The rise, fall and resurgence of the Chevrolet Camaro’s engine output represents the American automotive industry’s change in its thirst for performance. A new infographic released by Chevrolet shows the Camaro’s power has ranged from a low of 88 horsepower to a peak of 580 in the new ZL1, a result of the oil embargo-influenced 1970s.
The Camaro hit the American market in 1967 with Chevrolet’s inline-six cylinder engine on offer, delivering up to 140 horsepower and 220 lb-ft of torque. Higher-performing models were also available with a range of V8 engines, including a 200 horsepower 307 Small Block and 375 horsepower 396 Big Block. Don’t forget the 427 cubic-inch COPOs, either.
Things changed a bit in the ’70s, however. Regulatory changes, including the switch to unleaded fuel for lower emissions, forced engineers to reduce engine compression, horsepower and torque for the Camaro. The model’s output peaked in 1970 with 375 hp and 415 lb-ft, but by 1975 the most powerful V8 Camaro had only 155 hp.

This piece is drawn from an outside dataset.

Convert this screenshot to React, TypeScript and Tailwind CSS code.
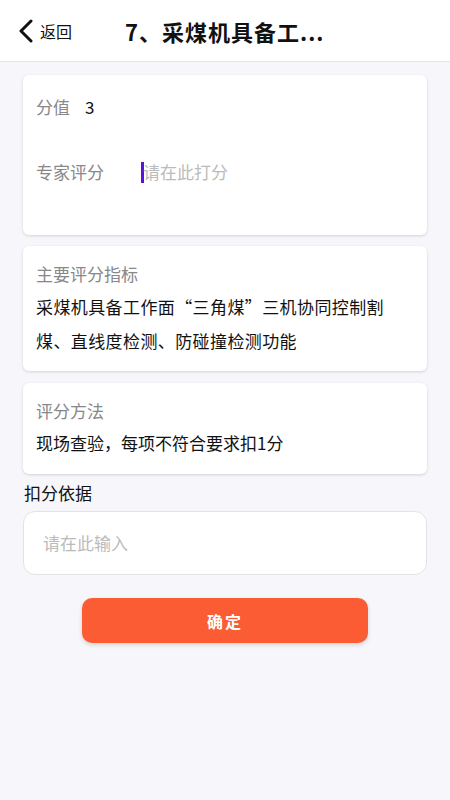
import React from 'react'

const font = { fontFamily: '"Noto Sans CJK SC", "Noto Sans", sans-serif' }

function Card({ children, className = '' }: { children: React.ReactNode; className?: string }) {
  return (
    <div className={`bg-white rounded-md shadow-[0_1px_3px_rgba(0,0,0,0.15)] px-[13px] ${className}`}>
      {children}
    </div>
  )
}

export default function App() {
  return (
    <div className="w-[450px] h-[800px] bg-[#f7f7fb] flex flex-col" style={font}>
      {/* Header */}
      <div className="h-[62px] bg-white border-b border-[#e6e6ea] flex items-center shrink-0">
        <div className="flex items-center pl-[18px] w-[125px]">
          <svg width="16" height="24" viewBox="0 0 16 24" className="mr-[6px]">
            <path d="M13 2 L3 12 L13 22" fill="none" stroke="#111" strokeWidth="3" strokeLinecap="round" strokeLinejoin="round" />
          </svg>
          <span className="text-[16px] text-[#111] leading-none">返回</span>
        </div>
        <div className="text-[22px] font-bold text-[#111] leading-none tracking-[1px]">7、采煤机具备工...</div>
      </div>

      {/* Content */}
      <div className="px-[23px] pt-[13px] flex flex-col">
        <Card className="h-[160px] flex flex-col">
          <div className="flex items-center h-[30px] mt-[17px] text-[17px]">
            <span className="text-[#888]">分值</span>
            <span className="ml-[15px] text-[#111]">3</span>
          </div>
          <div className="flex items-center h-[30px] mt-[35px] text-[17px]">
            <span className="text-[#888] w-[105px]">专家评分</span>
            <span className="w-[3px] h-[21px] bg-[#5b10e0] mr-[-1px]"></span>
            <span className="text-[#bbb]">请在此打分</span>
          </div>
        </Card>

        <Card className="mt-[11px] pt-[12px] pb-[13px]">
          <div className="text-[17px] text-[#888] leading-[32px]">主要评分指标</div>
          <div className="text-[17px] text-[#111] leading-[34px] pr-[24px] tracking-[0.4px]">
            采煤机具备工作面“三角煤”三机协同控制割煤、直线度检测、防碰撞检测功能
          </div>
        </Card>

        <Card className="mt-[12px] pt-[12px] pb-[15px]">
          <div className="text-[17px] text-[#888] leading-[32px]">评分方法</div>
          <div className="text-[17px] text-[#111] leading-[32px]">现场查验，每项不符合要求扣1分</div>
        </Card>

        <div className="mt-[7px] text-[17px] text-[#111] leading-[24px] pl-[1px]">扣分依据</div>

        <div className="mt-[6px] h-[64px] bg-white border border-[#e3e3e6] rounded-[12px] flex items-center pl-[19px]">
          <span className="text-[17px] text-[#bbb]">请在此输入</span>
        </div>

        <div className="flex justify-center mt-[23px]">
          <button className="w-[286px] h-[45px] rounded-[10px] bg-[#fc5c34] text-white text-[16px] font-bold tracking-[2px] shadow-[0_2px_4px_rgba(0,0,0,0.15)]">
            确定
          </button>
        </div>
      </div>
    </div>
  )
}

By the time 1982 rolled around, there was a new Camaro. The model was offered with a four-cylinder engine for the first time, which produce a paltry 88 to 92 horsepower, depending on whether it was a carbureted or fuel injected. Early third-gen V8 models used Throttle Body Injection and later 305 and 350 engines featured Tuned Port Injection. Power for this generation Camaro peaked in 1990 with the 350 TPI Small Block rated at 245 hp and 345 lb-ft of torque.
By the time the fourth-generation model rolled around, Chevrolet was a little more serious about performance. A 3.4-liter V6 with 160 horsepwoer was on offer, along with a 200 horsepower 3.8-liter V6. The 1998 Camaro SS, with the now tried-and-true LS1 V8, made 305 hp and 335 lb-ft of torque, the most a Camaro had made in a long while.
Today, the Camaro is one of the highest performing American-made cars of all time, with a 580 horsepower 6.2-liter supercharged ZL1 variant, a race-track ready 500 horsepower Z/28 and a base-model V6 with more power than many of the V8s of the model’s past.
Americans’ thirst for performance may have tapered off for a bit, as represented by the 88 horsepower Camaro of the 80s, but it’s now back in full-force, and it’s seemingly here to stay.